**WORK TO COMPLETE**
Extract every line of the material that holds the string "styles".

:: PROVIDED MATERIAL

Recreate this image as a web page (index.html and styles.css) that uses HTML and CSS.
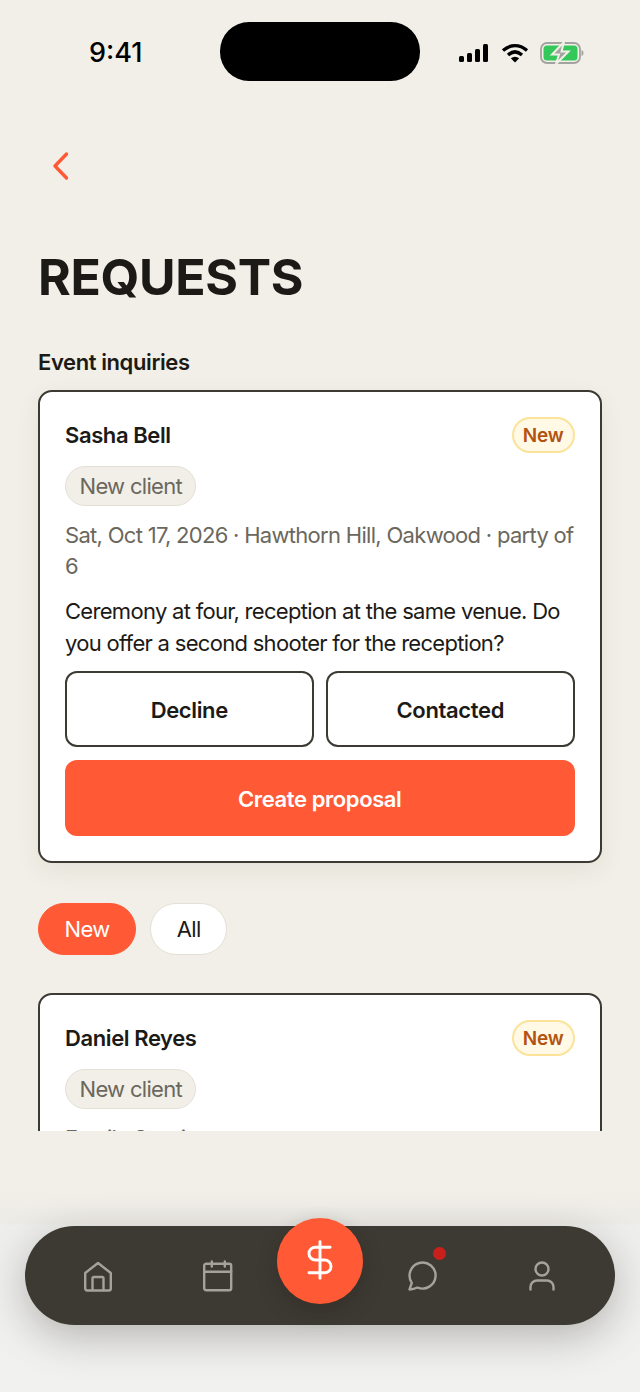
FILE: index.html
```html
<!DOCTYPE html>
<html lang="en">
<head>
<meta charset="utf-8">
<title>Requests</title>
<link rel="stylesheet" href="styles.css">
</head>
<body>
<div class="screen">
  <header class="status">
    <span class="time">9:41</span>
    <span class="island"></span>
    <span class="status-icons">
      <svg width="32" height="20" viewBox="0 0 32 20"><rect x="1" y="13" width="5" height="6" rx="1.5"/><rect x="9" y="10" width="5" height="9" rx="1.5"/><rect x="17" y="6" width="5" height="13" rx="1.5"/><rect x="25" y="1" width="5" height="18" rx="1.5"/></svg>
      <svg width="28" height="20" viewBox="0 0 28 20" fill="none" stroke="#000" stroke-width="3.4"><path d="M2 7.5C9.500 1 18.500 1 26 7.5"/><path d="M7 12C11.500 8 16.500 8 21 12"/><path d="M14 19.500L9.800 15.200C12.500 13.200 15.500 13.200 18.200 15.200Z" fill="#000" stroke="none"/></svg>
      <svg width="44" height="22" viewBox="0 0 44 22"><rect x="1" y="1" width="39" height="20" rx="6" fill="none" stroke="#a3a3a0" stroke-width="1.8"/><rect x="3.500" y="3.500" width="34" height="15" rx="3.500" fill="#34c759"/><path d="M41.500 8v6c1.500-.5 2-1.800 2-3s-.5-2.500-2-3z" fill="#a3a3a0"/><path d="M24 0L12 12.500H19L16 22L28.500 9.500H21.500Z" fill="#a3a3a0" stroke="#f2efe8" stroke-width="2"/></svg>
    </span>
  </header>

  <a class="back" href="#" aria-label="Back">
    <svg width="20" height="30" viewBox="0 0 20 30" fill="none" stroke="#ff5a35" stroke-width="3.4" stroke-linecap="round" stroke-linejoin="round"><path d="M15.500 3L4 15l11.500 12"/></svg>
  </a>

  <main class="content">
    <h1 class="title">REQUESTS</h1>
    <h2 class="section">Event inquiries</h2>

    <article class="card card-main">
      <div class="card-head">
        <span class="name">Sasha Bell</span>
        <span class="badge">New</span>
      </div>
      <span class="tag">New client</span>
      <p class="meta">Sat, Oct 17, 2026 · Hawthorn Hill, Oakwood · party of 6</p>
      <p class="message">Ceremony at four, reception at the same venue. Do you offer a second shooter for the reception?</p>
      <div class="actions">
        <button class="btn">Decline</button>
        <button class="btn">Contacted</button>
      </div>
      <button class="primary">Create proposal</button>
    </article>

    <div class="filters">
      <button class="chip chip-on">New</button>
      <button class="chip">All</button>
    </div>

    <div class="clip">
      <article class="card">
        <div class="card-head">
          <span class="name">Daniel Reyes</span>
          <span class="badge">New</span>
        </div>
        <span class="tag">New client</span>
        <p class="meta">Family Session</p>
      </article>
    </div>
  </main>

  <div class="fade"></div>
  <nav class="tabbar">
    <div class="tab-group">
      <svg class="tab" width="34" height="34" viewBox="0 0 34 34" fill="none" stroke="#a5a29b" stroke-width="2.4" stroke-linejoin="round"><path d="M4.200 13.500L17 3.500 29.800 13.500V29a2 2 0 0 1-2 2H6.200a2 2 0 0 1-2-2Z" transform="translate(0 .5)"/><path d="M11.500 31V19.500a1.500 1.500 0 0 1 1.500-1.500H21a1.500 1.500 0 0 1 1.500 1.500V31"/></svg>
      <svg class="tab" width="34" height="34" viewBox="0 0 34 34" fill="none" stroke="#a5a29b" stroke-width="2.4" stroke-linecap="round" stroke-linejoin="round"><rect x="3.200" y="4.800" width="27" height="26.500" rx="2"/><path d="M3.200 12.800H30.200M10.800 2.500V7.500M23.800 2.500V7.500"/></svg>
    </div>
    <div class="tab-group tab-group-right">
      <span class="tab chat">
        <svg width="34" height="34" viewBox="0 0 34 34" fill="none" stroke="#a5a29b" stroke-width="2.4" stroke-linecap="round" stroke-linejoin="round"><path d="M3.500 30.500L5.800 23.800A13 13 0 1 1 11.500 28.500C8.500 29.800 6 30.300 3.500 30.500Z"/></svg>
        <span class="dot"></span>
      </span>
      <svg class="tab" width="34" height="34" viewBox="0 0 34 34" fill="none" stroke="#a5a29b" stroke-width="2.4" stroke-linecap="round"><circle cx="17" cy="10" r="6.500"/><path d="M5.500 30.500V28A6.500 6.500 0 0 1 12 21.500H22A6.500 6.500 0 0 1 28.500 28V30.500"/></svg>
    </div>
  </nav>
  <button class="fab" aria-label="Payments">
    <svg width="44" height="44" viewBox="0 0 24 24" fill="none" stroke="#fff" stroke-width="1.6" stroke-linecap="round" stroke-linejoin="round"><path d="M12 2V22"/><path d="M17.500 5H9.500a3.500 3.500 0 0 0 0 7h5a3.500 3.500 0 0 1 0 7H6"/></svg>
  </button>
</div>
</body>
</html>
```

FILE: styles.css
```css
* { box-sizing: border-box; }
html, body { margin: 0; padding: 0; }
body { font-family: Inter, "Liberation Sans", sans-serif; background: #f2efe8; color: #1c1a16; }
button { font-family: inherit; cursor: pointer; }
p, h1, h2 { margin: 0; }

.screen { position: relative; width: 640px; height: 1392px; overflow: hidden; background: #f2efe8; }

.status { position: relative; height: 81px; padding-top: 22px; }
.time { position: absolute; left: 89px; top: 36px; font-size: 27px; line-height: 34px; font-weight: 500; color: #000; }
.island { position: absolute; left: 220px; top: 22px; width: 200px; height: 59px; border-radius: 29px; background: #000; }
.status-icons { position: absolute; left: 458px; top: 42px; display: flex; align-items: center; gap: 11px; }
.status-icons svg { display: block; }

.back { display: block; width: 20px; height: 30px; margin: 70px 0 0 51px; }
.back svg { display: block; }

.content { padding: 0 38px; }
.title { margin-top: 67px; font-size: 50px; line-height: 58px; font-weight: 700; letter-spacing: -0.35px; color: #1c1a16; }
.section { margin-top: 41px; font-size: 22px; line-height: 30px; font-weight: 600; letter-spacing: -0.4px; }

.card { background: #fff; border: 2px solid #3d3a33; border-radius: 14px; padding: 25px 25.5px 25px 25px; }
.card-main { margin-top: 13px; height: 473px; box-shadow: 0 8px 24px rgba(60, 50, 30, 0.07); }
.card-head { display: flex; justify-content: space-between; align-items: center; height: 36px; }
.name { font-size: 22px; font-weight: 600; letter-spacing: -0.4px; }
.badge { font-size: 19px; line-height: 32px; padding: 1px 9px 0; height: 36px; font-weight: 600; border-radius: 18px; color: #b4530f; background: #fff9e6; border: 2px solid #fce39a; letter-spacing: -0.2px; }
.tag { display: inline-block; margin-top: 13px; padding: 0 13.5px; font-size: 22px; line-height: 38px; color: #6b675c; background: #f2efe8; border: 1px solid #e4e0d5; border-radius: 20px; letter-spacing: -0.7px; }
.meta { margin-top: 14px; font-size: 22px; line-height: 31px; color: #6b675c; letter-spacing: -0.7px; }
.message { margin-top: 13px; font-size: 22px; line-height: 32px; color: #1c1a16; letter-spacing: -0.7px; }
.actions { display: grid; grid-template-columns: 1fr 1fr; gap: 12.5px; margin-top: 12px; }
.btn { height: 76px; padding: 2px 0 0; font-size: 22px; font-weight: 600; letter-spacing: -0.35px; color: #1c1a16; background: #fff; border: 2px solid #3d3a33; border-radius: 12px; }
.primary { display: block; width: 100%; height: 76px; margin-top: 13px; padding: 2px 0 0; font-size: 22px; font-weight: 600; letter-spacing: -0.4px; color: #fff; background: #ff5a35; border: 0; border-radius: 12px; }

.filters { display: flex; gap: 14px; margin-top: 40px; }
.chip { height: 52px; padding: 0 25.5px; font-size: 22px; letter-spacing: -0.6px; color: #1c1a16; background: #fff; border: 1px solid #e4e0d5; border-radius: 26px; }
.chip-on { color: #fff; background: #ff5a35; border-color: #ff5a35; }

.clip { height: 138px; margin-top: 38px; overflow: hidden; }

.fade { position: absolute; left: 0; right: 0; top: 1190px; height: 202px; background: linear-gradient(to bottom, rgba(236, 234, 228, 0), #ecebe6 32px, #eeeeed 36px, #f1f1f0 100%); }
.tabbar { position: absolute; left: 25px; top: 1226px; width: 590px; height: 99px; display: flex; justify-content: space-between; align-items: center; padding: 0 56px; border-radius: 50px; background: #3d3a33; box-shadow: 0 12px 40px rgba(30, 25, 15, 0.27); }
.tab-group { display: flex; gap: 86px; }
.tab-group-right { gap: 85px; }
.tab { display: block; flex: none; }
.chat { position: relative; width: 34px; height: 34px; }
.chat svg { display: block; }
.dot { position: absolute; left: 27px; top: -12px; width: 13px; height: 13px; border-radius: 50%; background: #c9201c; }
.fab { position: absolute; left: 277px; top: 1218px; display: flex; align-items: center; justify-content: center; width: 86px; height: 86px; padding: 0 0 2px; background: #ff5a35; border: 0; border-radius: 50%; box-shadow: 0 8px 20px rgba(30, 25, 15, 0.25); }
```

::::

**OUTPUT FOR THIS EXERCISE**
Recreate this image as a web page (index.html and styles.css) that uses HTML and CSS.
<link rel="stylesheet" href="styles.css">
FILE: styles.css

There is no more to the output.